Though Corey Robin claims
that "the path forward for the left lies in the alliance between active social movements on the ground and a strong national state," I suspect it would be dangerously facile to pave over the relationship between "a strong national state" and a democratic political culture. A regime which promotes the general welfare while protecting individuals and minority populations by securing the right kinds of conditions and opportunities is obviously commendable... and, as far as that brief formulation goes, is frankly ideal. A progressive political state can conceivably guarantee civil rights and workplace safety, as well as enforce the rule of law and uphold principles of fairness and equality; it can also presumably educate citizens into viewing their personal lives in terms of collective goods and the general welfare of society. In these respects, freedom is not negative, as the libertarian gang would have us believe but dependent on institutional and ethical collaborators. But I still remain skeptical whether attempts to pursue and accomplish any of these things through more policy and more state without a participatory ethic at the local level is possible - if desirable.

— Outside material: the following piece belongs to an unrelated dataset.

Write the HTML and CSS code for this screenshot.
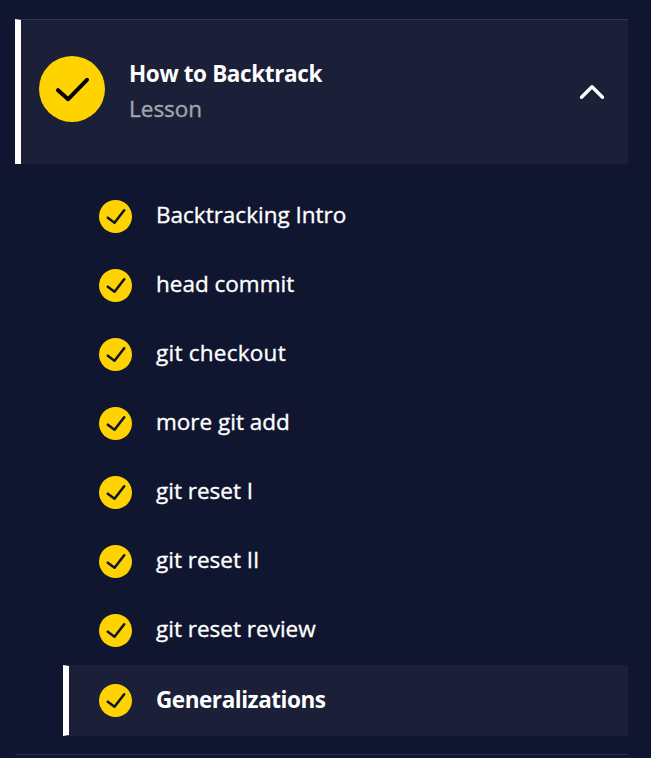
FILE: index.html
```html
<!DOCTYPE html>
<html lang="en">
<head>
<meta charset="utf-8">
<title>How to Backtrack</title>
<link rel="stylesheet" href="styles.css">
</head>
<body>
<svg class="defs" aria-hidden="true">
  <symbol id="done" viewBox="0 0 33 33"><circle cx="16.5" cy="16.5" r="16.5" fill="#ffd300"/><path d="M8.8 17.7 15.5 22.7 25.2 10.3" fill="none" stroke="currentColor" stroke-width="2.6" stroke-linecap="round" stroke-linejoin="round"/></symbol>
</svg>
<main class="syllabus">
  <header class="lesson">
    <svg class="lesson-icon" viewBox="0 0 66 66"><circle cx="33" cy="33" r="33" fill="#ffd300"/><path d="M19 34.2 29.2 43.2 48 23.8" fill="none" stroke="#000" stroke-width="4" stroke-linecap="round" stroke-linejoin="round"/></svg>
    <div class="lesson-text">
      <h1 class="title">How to Backtrack</h1>
      <p class="kind">Lesson</p>
    </div>
    <svg class="chevron" viewBox="0 0 26 16"><path d="M2.5 13.2 13 2.7 23.5 13.2" fill="none" stroke="#fff" stroke-width="3.4" stroke-linecap="round" stroke-linejoin="round"/></svg>
  </header>
  <ul class="items">
    <li class="item"><svg class="icon"><use href="#done"/></svg><span>Backtracking Intro</span></li>
    <li class="item"><svg class="icon"><use href="#done"/></svg><span>head commit</span></li>
    <li class="item"><svg class="icon"><use href="#done"/></svg><span class="wide">git checkout</span></li>
    <li class="item"><svg class="icon"><use href="#done"/></svg><span>more git add</span></li>
    <li class="item"><svg class="icon"><use href="#done"/></svg><span>git reset I</span></li>
    <li class="item"><svg class="icon"><use href="#done"/></svg><span>git reset II</span></li>
    <li class="item"><svg class="icon"><use href="#done"/></svg><span>git reset review</span></li>
    <li class="item active"><svg class="icon"><use href="#done"/></svg><span>Generalizations</span></li>
  </ul>
</main>
</body>
</html>
```
FILE: styles.css
```css
* { box-sizing: border-box; }
body {
  margin: 0;
  height: 758px;
  overflow: hidden;
  background: #10162f;
  color: #fff;
  font: 22.5px/36px "Open Sans", sans-serif;
  -webkit-text-stroke: 0.35px;
}
.defs { display: none; }
.syllabus {
  margin: 19px 23px 0 15px;
  height: 736px;
  border-bottom: 1px solid #292e45;
}
.lesson {
  display: flex;
  align-items: flex-start;
  height: 145px;
  padding: 36px 23px 0 18px;
  border-top: 1px solid #31364c;
  border-left: 6px solid #fff;
  background: #1b1f37;
}
.lesson-icon { width: 66px; height: 66px; flex: none; }
.lesson-text { flex: 1; margin-left: 24px; }
.title, .kind { margin: 0; font-size: inherit; white-space: nowrap; }
.title { height: 35px; font-weight: 700; letter-spacing: -0.38px; }
.kind { color: #a4a5ae; }
.chevron { width: 26px; height: 16px; margin-top: 28px; }
.items { list-style: none; margin: 0; padding: 18px 0 0 48px; }
.item {
  display: flex;
  align-items: center;
  gap: 24px;
  height: 69px;
  padding-left: 36px;
  white-space: nowrap;
}
.item span { padding-bottom: 4px; }
.item .wide { letter-spacing: 0.25px; }
.icon { width: 33px; height: 33px; color: #10162f; }
.active {
  height: 71px;
  padding-left: 30px;
  border: 1px solid transparent;
  border-width: 1px 0 1px 6px;
  border-left-color: #fff;
  background: #1b1f37;
  font-weight: 700;
  letter-spacing: -0.45px;
}
.title, .active { -webkit-text-stroke: 0; }
.active span { padding-bottom: 2px; }
```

Any effort to "regulate" radically dismantle the interlocking configurations of state and economic power requires, (as impossible as it sounds,) sustained popular political action from the bottom up - warts and all.

A passage from Tocqueville comes to mind: "democratic peoples often hate the repositories of central power but they love the power itself." These words could very well apply to libertarians - can they also apply to progressives?            


[1] Eileen L. McDonagh, “Race, Class, and Gender in the Progressive Era,” in Progressivism and the New Democracy, 1999 (edited by Sidney M. Milkis and Jerome M. Mileur.)